The fields of fitted_params(mach) are:

  • model: the forest object, as returned by the core algorithm
  • var_grouping: the adopted grouping of the features encountered in training, in an order consistent with the output of printmodel. The MLJ interface can currently deal with scalar, temporal and spatial features, but has one limitation, and one tricky procedure for handling them at the same time. The limitation is for temporal and spatial features to be uniform in size across the instances (the algorithm will automatically throw away features that do not satisfy this constraint). As for the tricky procedure: before the learning phase, features are divided into groups (referred to as modalities) according to each variable's channel size, that is, the size of the vector or matrix. For example, if X is multimodal, and has three temporal features :x, :y, :z with 10, 10 and 20 points, respectively, plus three spatial features :R, :G, :B, with the same size 5 × 5 pixels, the algorithm assumes that :x and :y share a temporal axis, :R, :G, :B share two spatial axis, while :z does not share any axis with any other variable. As a result, the model will group features into three modalities: - {1} [:x, :y] - {2} [:z] - {3} [:R, :G, :B] and var_grouping will be [["x", "y"], ["z"], ["R", "G", "B"]].

Report

The fields of report(mach) are:

  • printmodel: method to print a pretty representation of the fitted model, with single argument the depth of the trees. The interpretation of the tree requires you to understand how the current MLJ interface of ModalDecisionTrees.jl handles features of different modals. See var_grouping above. Note that the split conditions (or decisions) in the tree are relativized to a specific frame, of which the number is shown.
  • var_grouping: the adopted grouping of the features encountered in training, in an order consistent with the output of printmodel.

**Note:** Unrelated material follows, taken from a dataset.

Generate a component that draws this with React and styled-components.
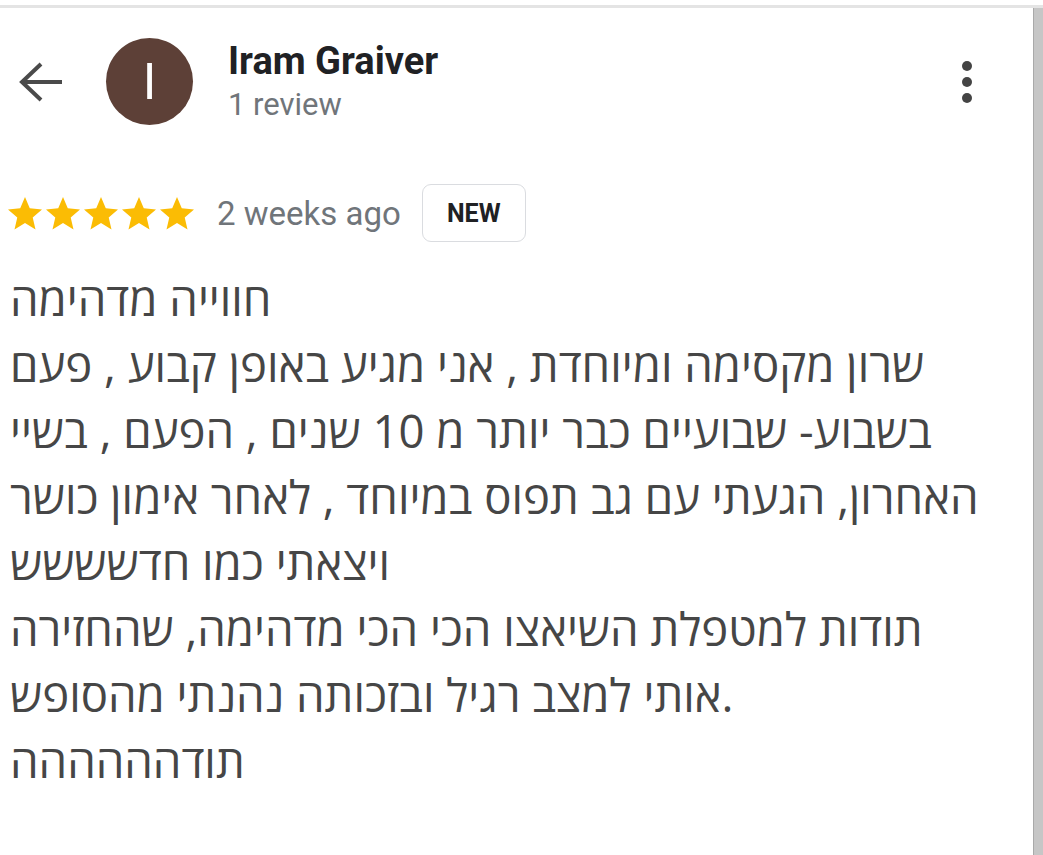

See var_grouping above.
  • feature_importance_by_count: a simple count of each of the occurrences of the features across the model, in an order consistent with var_grouping.
  • classes_seen: list of target classes actually observed in training.

Examples

using MLJ
using ModalDecisionTrees
using Random

forest = ModalRandomForest(ntrees = 50)

# Load an example dataset (a temporal one)
X, y = ModalDecisionTrees.load_japanesevowels()
N = length(y)

mach = machine(forest, X, y)

# Split dataset
p = randperm(N)
train_idxs, test_idxs = p[1:round(Int, N*.8)], p[round(Int, N*.8)+1:end]

# Fit
fit!(mach, rows=train_idxs)

# Perform predictions, compute accuracy
Xnew = X[test_idxs,:]
ynew = predict_mode(mach, Xnew) # point predictions
accuracy = MLJ.accuracy(ynew, y[test_idxs])
yhat = predict_mode(mach, Xnew) # probabilistic predictions
pdf.(yhat, "1")    # probabilities for one of the classes ("1")

# Access raw model
fitted_params(mach).model
report(mach).printmodel(3) # Note that the output here can be quite large.